Wednesday, March 4, 2015

5 reasons why the stock market sold off after the surprise 25 bps interest rate cut by RBI today

The budget lacked any populist measures, and laid emphasis on fiscal consolidation. Inflation is on a downward slide. Many experts had expected a second interest cut after the budget. So, why did the stock market fail to celebrate? Here are five reasons:

1) It was a case of ‘sell on news’. Though the timing was a bit of a surprise – as was the earlier rate cut in Jan ‘15 - a second rate cut was expected around March-April. After the initial surge today, profit booking set in.

2) Nifty had touched the psychological 9000 mark on Tue. Mar 3. Today (Mar 4), Sensex touched the 30000 level. When an index is at lifetime high with no known resistances, there is a tendency for traders and investors to book profits when the index reaches a nice, round level (i.e. with several zeroes).

It happens for stocks, too. How often have you waited for a stock to touch 200, or 500, or 1000 in order to book profits?

3) Some more PSU divestments are lined up this month. Cash will be required – particularly by DIIs – to invest, and/or bail-out the issues in case of under-subscriptions.

4) The 25 bps rate cut in Jan ‘15 was immediately followed by a reduction in fixed deposit rates by banks, but the interest rate benefit was not passed on to borrowers. PSU banks in particular have a lot of NPAs/restructured assets on their books. They chose to utilise the rate cut to shore up their books. They may do so this time as well.

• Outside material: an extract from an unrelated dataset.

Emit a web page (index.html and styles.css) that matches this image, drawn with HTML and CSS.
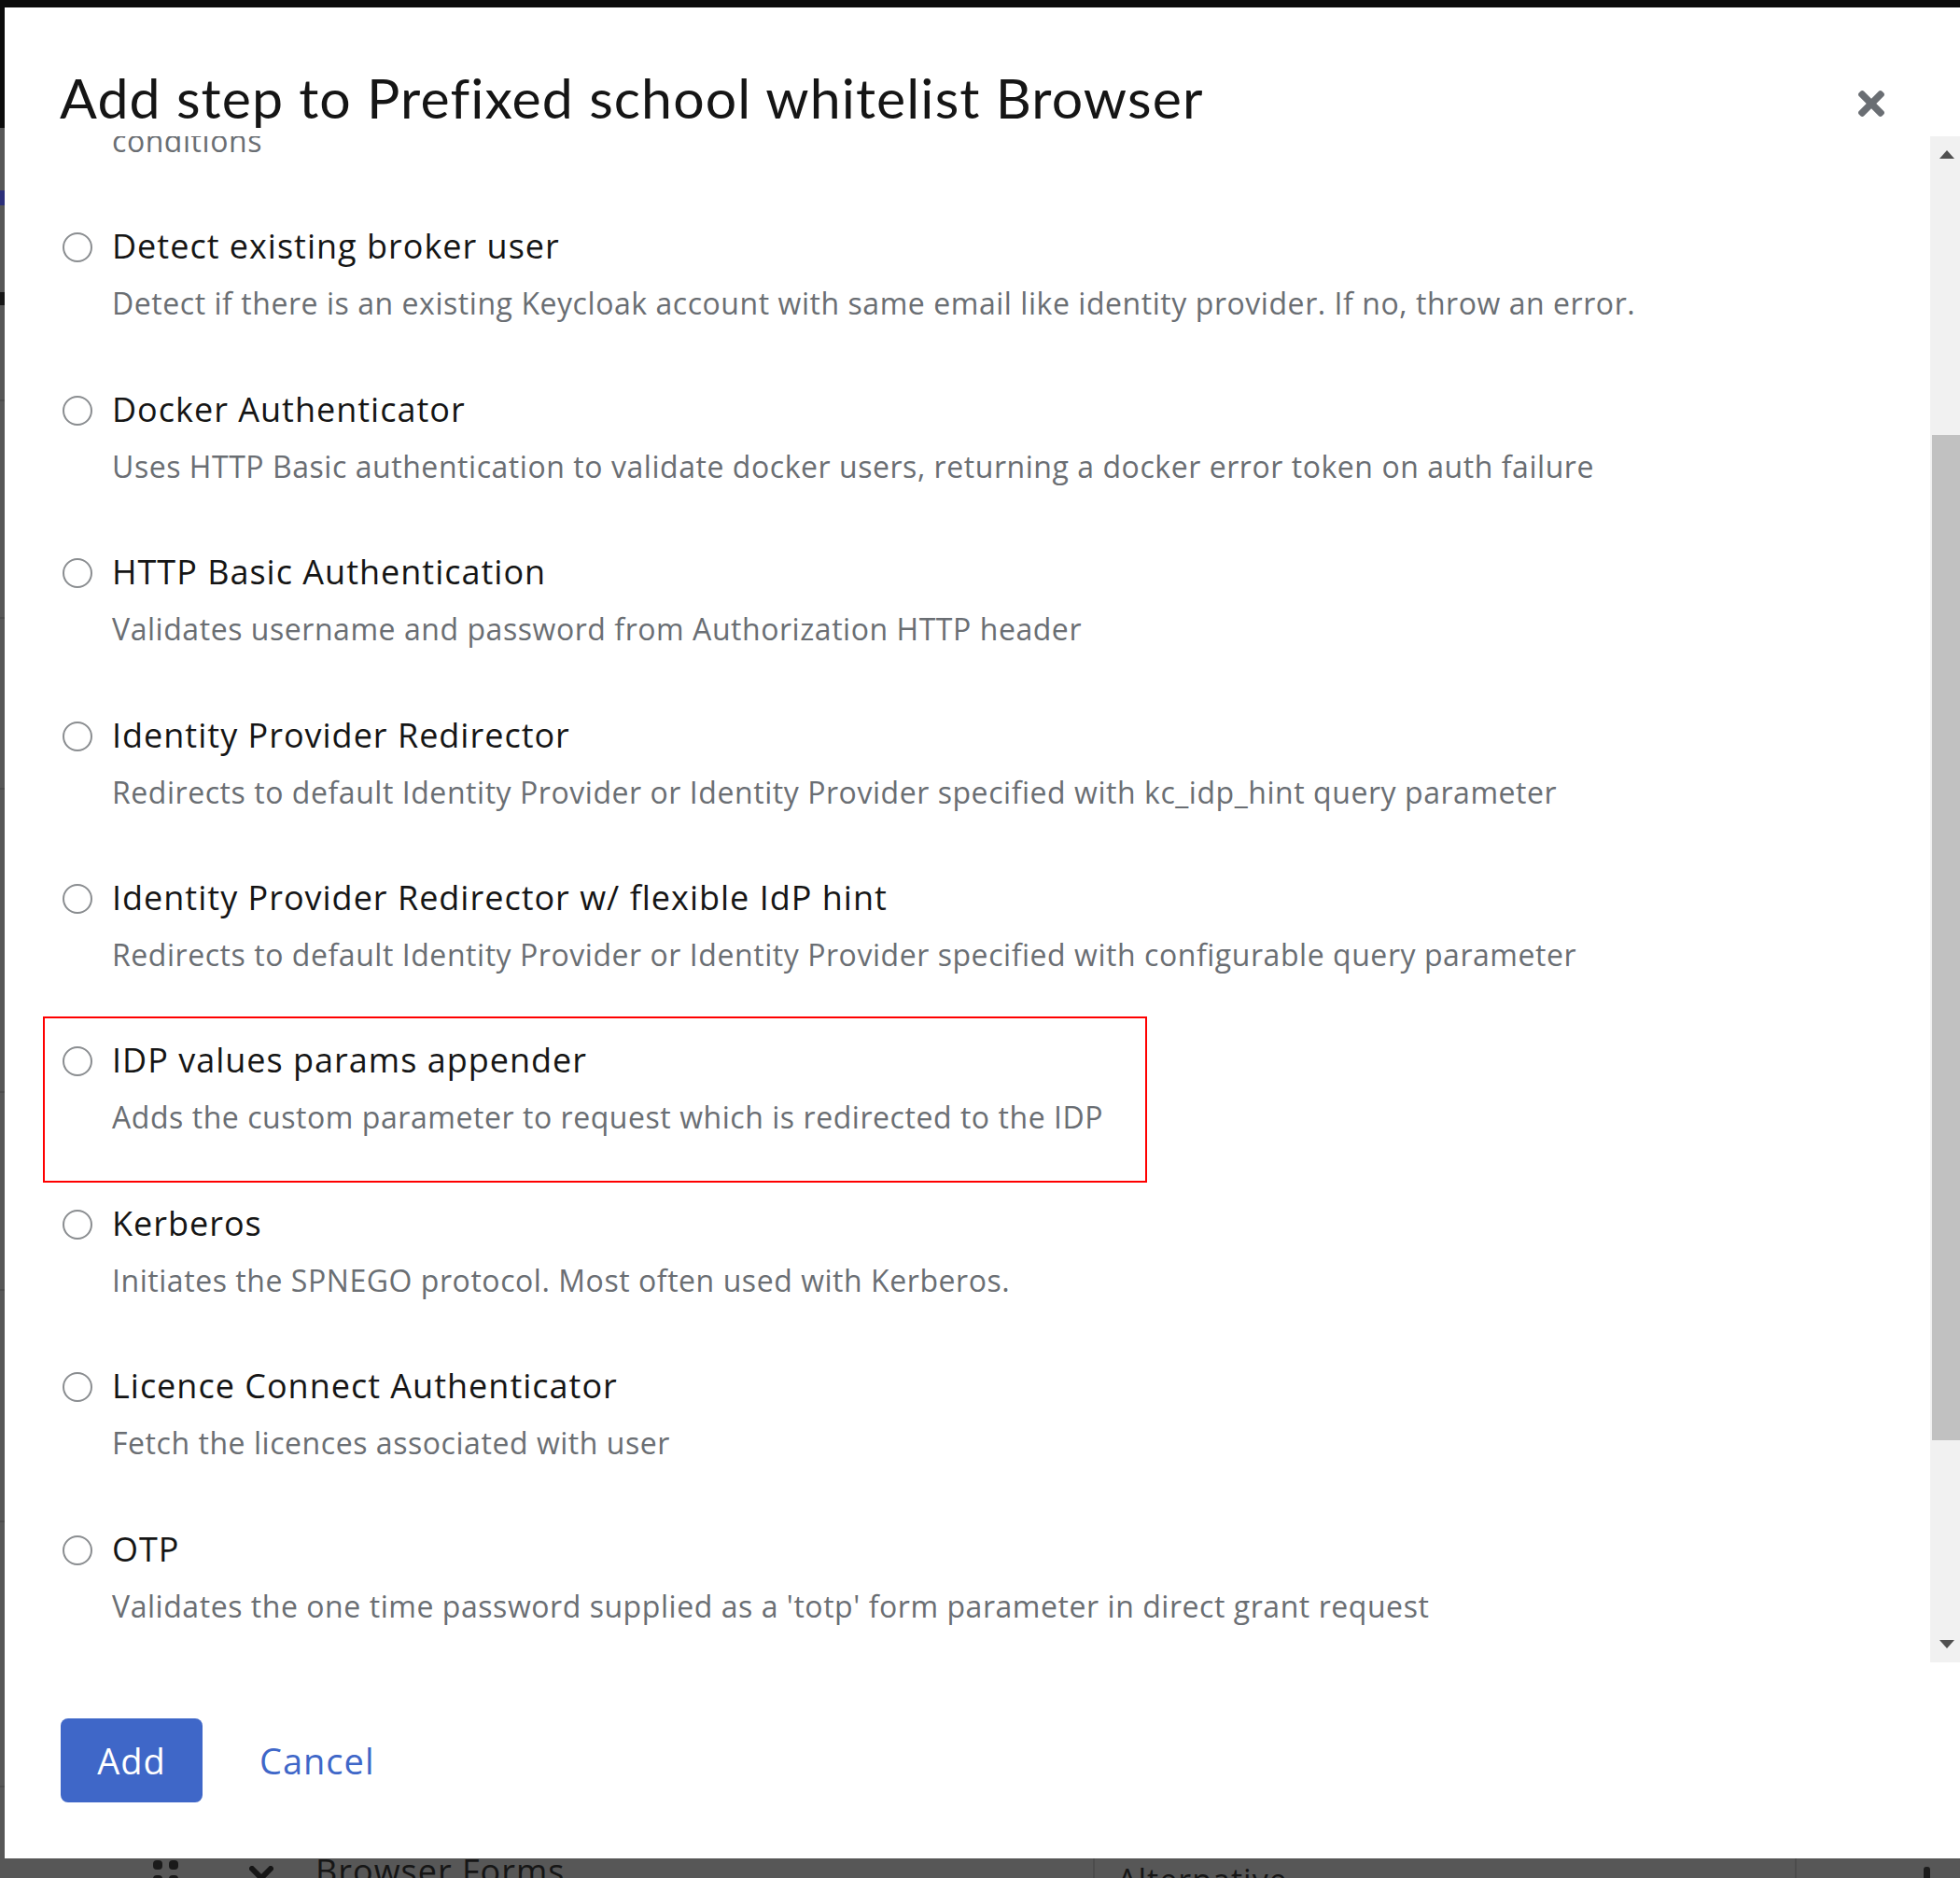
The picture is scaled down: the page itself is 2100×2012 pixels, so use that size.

5) Last – but not the least – is the realisation by RBI that economic growth is still sluggish on the ground, despite the government’s ‘new formula’ of calculating GDP that indicated a higher growth. And investors didn’t like the confirmation about slow growth.

This is what L&T Chairman Anil M Naik said in an interview to Business Standard: “It’s too little, too late. For the economy to bounce back as against crawl back, you need a cut of another 50 basis points. Not just that, banks have to pass it on. If banks don’t pass on, consumer demand will not come back. Our infrastructure is high-cost because interest rates are as much as 12 per cent for some groups, which make projects unviable.”

Q. E. D.

2 comments:

Ramchandra said...

Dear Sir,
Thank you very much for giving insight.
I particularly liked the point number 4. Everyone interested in personal gain and not passing the benefit to bottom. Until and unless we see this, I expect not much effect on RBI action. Sad part of yesterdays announcement was that this will be effective from April due to point number 4.
Regards,
Ramchandra Hegde

Subhankar said...

Thanks for your comments, Ramchandra.

The 'logic' of the move - as explained by a PSU bank chief - was that deposit rates have a lag effect in the sense that lower deposit rates don't affect the older deposits at higher rates till their maturity. Whereas, lower loan rates become effective from day one.

Considering that companies are still hesitant about taking loans at current high rates, the 'logic' is tenuous at best.